When it comes to song by song critique, strangely so, it’s the instrumental album break “Interludium” that I want to call attention to as an example of Aurora‘s strength.  We all know this worn and abused inclusion.  The lone acoustic instrumental flourish used in a wide variety of album or song structures either as intro or interlude.  Sometimes classical, sometimes a distinct reference to the ethnic folk style of the bands ancestry.  All too often filler, or boring self-indulgence.  Every genre of metal is plagued with this issue as far as my ears are concerned.  I’m not saying it’s bad in and of itself, just over-utilized and often woefully bland.  But “Interludium” succeeds in it’s intent.  Placed exactly in the middle to give the listener a reprieve; check.  Dark but pretty; check.  Musically interesting; not just a check, a big green “APPROVED FOR USE” ink stamp.  At 3:28 in length it doesn’t overstay nor wander aimlessly through the ancient evil woods (that’s what they usually are trying to conjure right?).  Thunder and rain open the piece with a minimal, classical style arrangement beginning about 30 seconds in.  At 1:20 it moves to a call and response sort of pluck to picking part.  Thunder and rain appear again blending quickly to a double tracked acoustic and electric rhythm that builds so very nicely to a more urgent and tangled strumming part before lapsing into the come-down.  I don’t know what to say other than it’s strong and interestingly played.  It sticks and I would consume an entire album worth of it.

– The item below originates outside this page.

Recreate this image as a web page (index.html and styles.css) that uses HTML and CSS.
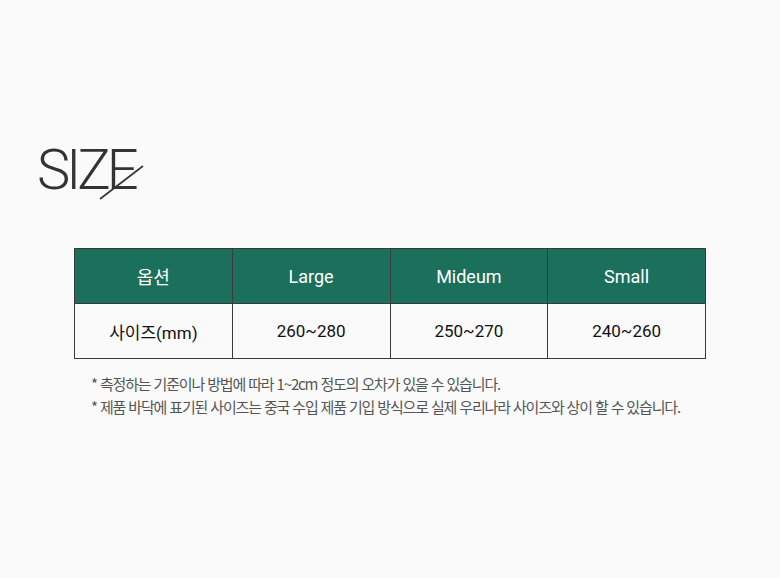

I almost feel that last paragraph was an interlude to this entire review so lets dive back into the metal.  Does this record have groove?  No mid-size European city can handle groove with this size blast radius!  Opening song “New Chelovek” pulls you into it’s undertow, sucking your helpless soul under the ship.  It introduces the album with a big grooving riff from the first second and has one of the most frenzied parts at about 4:10.  “New chelovek” or as translated “New people”, is a term that represented to ideologists of the Communist Party an archetypal person and citizen.  Very reminiscent of Nazi ethnic ideology as we all know it.  Also eerily fitting as a title to the song that very well sets the standard for the rest of Aurora. “Total Denial”, at 8 minutes, packs in everything the band has to offer:  Battering death metal, a 2nd to 3rd gear d-beat up shift, interesting wah (maybe flange? Maybe both? Don’t punch me through the internet for my uncertainty) guitar leads, and doom dirge.  Multiple listens later and I’m never bored.

The trio Panzerkruezer have released an effective, and efficient death metal record in Aurora.  Very much like the bombing campaign against Dresden, where relatively few resources (planes, bombs) were focused to lay such a comparatively immense magnitude of waste. This album stands up exceptionally next to their warmongering peers. I’m certain that had their ranks included a stable of extreme metal icons, like a Hail Of Bullets, this album would be getting wider attention.  I’m pleased to have written this review if it means getting a few more ears to tune in.

 

[Visit the band's website]
Written by Mars Budziszewski
September 29th, 2015

Comments

  1. Commented by: E. Thomas

    Good stuff. ill be ordering this


  2. Commented by: Count_Breznak

    PanzerkrEUzer. As in Battleship. It’s even there on the cover, and yet you misspell it every single time.


  3. Commented by: Mars/Slaveborn

    I will perform Yubitsume, and promptly mail the finger tip to Erik Thomas to atone for this most dishonorable misspelling.

    I’m just having fun with my mistake ;). You got me, Count.


  4. Commented by: Count_Breznak

    Atonement can only be obtained by watching https://en.wikipedia.org/wiki/Battleship_Potemkin 5 times back to back !


  5. Commented by: Mars/Slaveborn

    In a Clockwork Orange like viewing session


  6. Commented by: E. Thomas

    Fingertip received and accepted. changes made.